If the corresponding write permission is asserted, then the write-request may be processed as follows. Cache controller 175, for example, may consult or probe cache 110, using the write-address or PA 140. If any of cache entries 130 has tag 135 which matches corresponding bits of PA 140, then there is a cache-hit or write-hit and cache controller 175 can write the write-data to the hitting cache entry. If, on the other hand, none of tags 135 matched corresponding bits of PA 140, then there is a write-miss.

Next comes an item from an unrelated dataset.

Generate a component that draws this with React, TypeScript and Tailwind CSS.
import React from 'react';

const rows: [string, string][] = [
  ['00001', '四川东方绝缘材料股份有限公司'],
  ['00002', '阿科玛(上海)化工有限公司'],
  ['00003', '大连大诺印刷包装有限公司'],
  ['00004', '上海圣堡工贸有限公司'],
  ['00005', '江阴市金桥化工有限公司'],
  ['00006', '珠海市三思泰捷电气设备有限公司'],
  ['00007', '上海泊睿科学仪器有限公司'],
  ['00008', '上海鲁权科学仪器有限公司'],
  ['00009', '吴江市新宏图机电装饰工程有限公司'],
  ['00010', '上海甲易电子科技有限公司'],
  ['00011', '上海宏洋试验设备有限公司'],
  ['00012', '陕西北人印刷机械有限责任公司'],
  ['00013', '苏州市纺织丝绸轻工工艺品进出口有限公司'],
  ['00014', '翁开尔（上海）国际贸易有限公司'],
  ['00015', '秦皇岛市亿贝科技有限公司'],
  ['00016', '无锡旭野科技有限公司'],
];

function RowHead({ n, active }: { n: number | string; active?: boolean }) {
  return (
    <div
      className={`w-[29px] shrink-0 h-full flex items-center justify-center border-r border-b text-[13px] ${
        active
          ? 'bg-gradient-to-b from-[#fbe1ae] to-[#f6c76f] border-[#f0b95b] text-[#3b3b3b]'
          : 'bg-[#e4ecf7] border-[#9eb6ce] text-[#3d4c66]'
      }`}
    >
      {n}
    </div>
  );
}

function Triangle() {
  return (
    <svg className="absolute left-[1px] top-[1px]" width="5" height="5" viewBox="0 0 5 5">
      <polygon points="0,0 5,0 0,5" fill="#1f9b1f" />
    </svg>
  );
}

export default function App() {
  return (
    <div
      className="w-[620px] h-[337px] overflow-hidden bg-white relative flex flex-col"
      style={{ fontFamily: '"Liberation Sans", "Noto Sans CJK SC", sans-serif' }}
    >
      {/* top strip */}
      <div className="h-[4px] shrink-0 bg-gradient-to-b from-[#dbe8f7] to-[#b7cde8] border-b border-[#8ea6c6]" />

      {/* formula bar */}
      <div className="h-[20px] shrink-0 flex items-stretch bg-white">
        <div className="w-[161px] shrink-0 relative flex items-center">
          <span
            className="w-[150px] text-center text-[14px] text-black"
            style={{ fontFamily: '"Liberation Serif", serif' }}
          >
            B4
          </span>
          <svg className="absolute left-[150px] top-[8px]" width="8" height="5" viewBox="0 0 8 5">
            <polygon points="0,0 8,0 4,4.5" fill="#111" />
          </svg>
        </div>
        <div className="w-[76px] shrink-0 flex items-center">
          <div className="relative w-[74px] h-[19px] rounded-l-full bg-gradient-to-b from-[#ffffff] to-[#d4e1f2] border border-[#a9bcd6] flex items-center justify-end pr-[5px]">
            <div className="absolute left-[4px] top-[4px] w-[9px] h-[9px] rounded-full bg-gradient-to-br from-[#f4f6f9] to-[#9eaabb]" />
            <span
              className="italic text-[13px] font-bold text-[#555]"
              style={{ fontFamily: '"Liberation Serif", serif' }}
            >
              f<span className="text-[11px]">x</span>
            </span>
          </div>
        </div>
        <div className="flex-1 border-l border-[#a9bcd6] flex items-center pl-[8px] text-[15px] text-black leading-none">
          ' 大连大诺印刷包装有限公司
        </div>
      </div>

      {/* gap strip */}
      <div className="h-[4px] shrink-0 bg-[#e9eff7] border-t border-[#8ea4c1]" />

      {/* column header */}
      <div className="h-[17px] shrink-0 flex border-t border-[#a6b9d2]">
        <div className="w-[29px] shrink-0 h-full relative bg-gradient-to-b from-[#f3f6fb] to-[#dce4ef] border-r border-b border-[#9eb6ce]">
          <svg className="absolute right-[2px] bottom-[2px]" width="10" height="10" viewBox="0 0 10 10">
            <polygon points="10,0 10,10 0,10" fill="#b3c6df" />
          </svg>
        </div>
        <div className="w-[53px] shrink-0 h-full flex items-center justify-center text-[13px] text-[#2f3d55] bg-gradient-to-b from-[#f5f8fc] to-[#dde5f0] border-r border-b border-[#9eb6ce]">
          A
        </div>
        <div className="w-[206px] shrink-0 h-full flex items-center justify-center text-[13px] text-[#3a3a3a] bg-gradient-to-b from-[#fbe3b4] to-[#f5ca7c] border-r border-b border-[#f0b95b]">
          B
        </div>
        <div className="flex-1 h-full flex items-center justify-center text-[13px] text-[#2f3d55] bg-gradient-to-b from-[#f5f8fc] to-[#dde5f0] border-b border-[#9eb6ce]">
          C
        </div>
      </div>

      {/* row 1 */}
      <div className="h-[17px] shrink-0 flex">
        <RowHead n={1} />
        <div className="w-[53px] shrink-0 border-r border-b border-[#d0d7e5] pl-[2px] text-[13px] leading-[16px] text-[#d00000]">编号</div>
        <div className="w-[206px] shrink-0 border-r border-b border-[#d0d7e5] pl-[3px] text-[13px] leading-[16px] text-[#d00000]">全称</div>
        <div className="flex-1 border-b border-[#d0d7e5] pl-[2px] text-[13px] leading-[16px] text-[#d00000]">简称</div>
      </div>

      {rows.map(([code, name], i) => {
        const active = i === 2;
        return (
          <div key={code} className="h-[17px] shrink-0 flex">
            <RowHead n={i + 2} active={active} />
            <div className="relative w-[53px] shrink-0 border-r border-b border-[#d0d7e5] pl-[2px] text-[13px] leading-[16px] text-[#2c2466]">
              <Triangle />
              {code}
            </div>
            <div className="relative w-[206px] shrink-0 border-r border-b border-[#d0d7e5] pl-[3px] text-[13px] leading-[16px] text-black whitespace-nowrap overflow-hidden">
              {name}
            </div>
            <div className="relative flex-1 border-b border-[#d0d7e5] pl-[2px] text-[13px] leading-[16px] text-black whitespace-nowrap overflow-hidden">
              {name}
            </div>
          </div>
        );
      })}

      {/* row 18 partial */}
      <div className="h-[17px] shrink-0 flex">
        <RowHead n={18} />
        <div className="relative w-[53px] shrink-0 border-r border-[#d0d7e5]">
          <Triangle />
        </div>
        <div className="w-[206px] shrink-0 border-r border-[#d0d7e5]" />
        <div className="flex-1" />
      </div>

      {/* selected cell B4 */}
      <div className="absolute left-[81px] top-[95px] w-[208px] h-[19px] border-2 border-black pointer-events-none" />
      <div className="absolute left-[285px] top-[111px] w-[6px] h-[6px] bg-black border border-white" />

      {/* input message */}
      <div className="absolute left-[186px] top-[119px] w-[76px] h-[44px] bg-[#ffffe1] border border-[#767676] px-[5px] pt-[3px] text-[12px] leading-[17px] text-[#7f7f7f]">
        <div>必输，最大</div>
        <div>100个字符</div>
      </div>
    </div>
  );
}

Processing the write-miss may be based on SX 170 and UX 172. At the time of processing the write-miss, the potential consuming agent for the write-data may not be known. Therefore, one or more of the execute permissions SX 170 and UX 172 associated with the write-address may be considered, since the privilege level of a potential consuming agent which might execute the write-address may be one of a supervisor privilege or user privilege. One or more combinations of SX 170 and UX 172 will be described in detail in the following sections, in making the determination of whether to write-allocate or write-no-allocate in cache 110 while servicing the write-miss.
If, based on SX 170 and UX 172, the write-miss is determined to be serviced as a write-allocate, then one or more backing storage locations (e.g., L2 cache, L3 cache, main memory, etc.) are probed and the first backing storage location which comprises the write-address or PA 140 is accessed. The prior information stored in the backing storage location at PA 140 is read out and cache controller 175 may create new cache entry 150 in cache 110. Cache controller 175 may write the write-data to information 145 of the new cache entry 150, and set tag 135 of the new cache entry 150 based on bits of PA 140.

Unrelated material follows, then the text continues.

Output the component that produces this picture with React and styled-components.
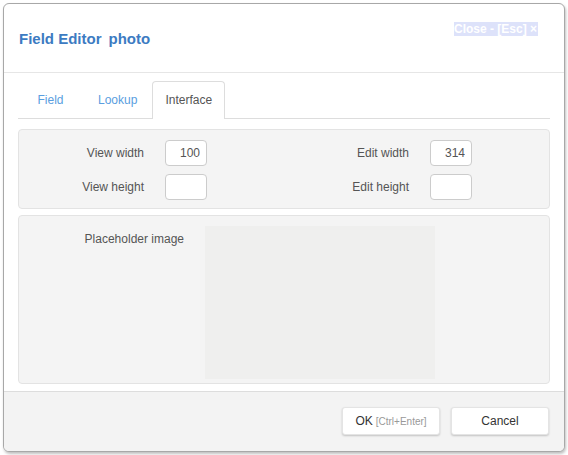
import React from "react";
import styled, { createGlobalStyle } from "styled-components";

const GlobalStyle = createGlobalStyle`
  html, body { margin: 0; padding: 0; background: #ffffff; }
  body { font-family: "Liberation Sans", Arial, sans-serif; }
  * { box-sizing: border-box; }
`;

const Page = styled.div`
  padding: 3px;
`;

const Dialog = styled.div`
  width: 562px;
  height: 449px;
  border: 1px solid #a8a8a8;
  border-radius: 6px;
  box-shadow: 1px 2px 3px rgba(0, 0, 0, 0.25);
  background: #ffffff;
  display: flex;
  flex-direction: column;
  overflow: hidden;
`;

const Header = styled.div`
  height: 69px;
  flex: none;
  display: flex;
  align-items: center;
  padding: 0 26px 0 15px;
  border-bottom: 1px solid #e6e6e6;
`;

const Title = styled.div`
  font-size: 15px;
  font-weight: bold;
  color: #3c7bc2;
`;

const Subject = styled.span`
  margin-left: 7px;
`;

const Close = styled.div`
  margin-left: auto;
  align-self: flex-start;
  margin-top: 18px;
  background: #dde2fa;
  color: #ffffff;
  font-size: 12px;
  font-weight: bold;
  line-height: 14px;
  padding: 0 1px 0 0;
  white-space: nowrap;
`;

const Body = styled.div`
  flex: 1;
  padding: 8px 14px 0 14px;
`;

const TabBar = styled.div`
  display: flex;
  gap: 2px;
  height: 38px;
  border-bottom: 1px solid #dddddd;
`;

const Tab = styled.div`
  min-width: 65px;
  height: 38px;
  padding: 0 12px 1px;
  display: flex;
  align-items: center;
  justify-content: center;
  font-size: 12px;
  border: 1px solid ${(p) => (p.$active ? "#dddddd" : "transparent")};
  border-bottom: none;
  border-radius: 4px 4px 0 0;
  background: ${(p) => (p.$active ? "#ffffff" : "transparent")};
  color: ${(p) => (p.$active ? "#555555" : "#5a9ee0")};
`;

const Panel = styled.div`
  margin-top: ${(p) => p.$gap}px;
  border: 1px solid #e3e3e3;
  border-radius: 4px;
  background: #f4f4f4;
`;

const SizeGrid = styled.div`
  display: grid;
  grid-template-columns: 1fr 1fr;
  row-gap: 8px;
  padding: 10px 0 8px;
`;

const FieldRow = styled.div`
  display: grid;
  grid-template-columns: ${(p) => p.$label}px ${(p) => p.$control}px;
  column-gap: 21px;
  align-items: ${(p) => (p.$top ? "start" : "center")};
  padding: ${(p) => (p.$top ? "10px 0 4px" : "0")};
`;

const Label = styled.div`
  text-align: right;
  font-size: 12px;
  color: #555555;
  padding-top: ${(p) => (p.$top ? "6px" : "0")};
`;

const NumberInput = styled.input`
  width: 42px;
  height: 26px;
  border: 1px solid #cccccc;
  border-radius: 4px;
  background: #ffffff;
  text-align: right;
  padding: 0 6px;
  font-family: "Liberation Sans", Arial, sans-serif;
  font-size: 12px;
  color: #555555;
  outline: none;
`;

const ImageBox = styled.div`
  height: 153px;
  background: #efefee;
`;

const Footer = styled.div`
  height: 60px;
  flex: none;
  border-top: 1px solid #dddddd;
  background: #f3f3f3;
  display: flex;
  justify-content: flex-end;
  align-items: flex-start;
  gap: 11px;
  padding: 15px 15px 0 0;
`;

const Button = styled.button`
  width: 98px;
  height: 28px;
  background: #ffffff;
  border: 1px solid #e4e4e4;
  border-radius: 3px;
  box-shadow: 0 1px 2px rgba(0, 0, 0, 0.2);
  font-family: "Liberation Sans", Arial, sans-serif;
  font-size: 12px;
  color: #333333;
  padding: 0;
  cursor: pointer;
`;

const Hint = styled.span`
  font-size: 10px;
  color: #999999;
  margin-left: 3px;
`;

const sizes = [
  { label: "View width", value: "100" },
  { label: "Edit width", value: "314" },
  { label: "View height", value: "" },
  { label: "Edit height", value: "" },
];

export default function App() {
  return (
    <>
      <GlobalStyle />
      <Page>
        <Dialog>
          <Header>
            <Title>
              Field Editor<Subject>photo</Subject>
            </Title>
            <Close>Close - [Esc] ×</Close>
          </Header>
          <Body>
            <TabBar>
              <Tab>Field</Tab>
              <Tab>Lookup</Tab>
              <Tab $active>Interface</Tab>
            </TabBar>
            <Panel $gap={10}>
              <SizeGrid>
                {sizes.map((s) => (
                  <FieldRow key={s.label} $label={125} $control={42}>
                    <Label>{s.label}</Label>
                    <NumberInput defaultValue={s.value} />
                  </FieldRow>
                ))}
              </SizeGrid>
            </Panel>
            <Panel $gap={6}>
              <FieldRow $label={165} $control={230} $top>
                <Label $top>Placeholder image</Label>
                <ImageBox />
              </FieldRow>
            </Panel>
          </Body>
          <Footer>
            <Button>
              OK<Hint>[Ctrl+Enter]</Hint>
            </Button>
            <Button>Cancel</Button>
          </Footer>
        </Dialog>
      </Page>
    </>
  );
}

On the other hand, if, based on SX 170 and UX 172, the write-miss is determined to be serviced as a write-no-allocate, then one or more backing storage locations (e.g., L2 cache, L3 cache, main memory, etc.) are probed and the first backing storage location which comprises PA 140 is accessed. The prior information stored in the backing storage location at PA 140 overwritten with the first data, but a new cache entry 150 is not created in cache 110.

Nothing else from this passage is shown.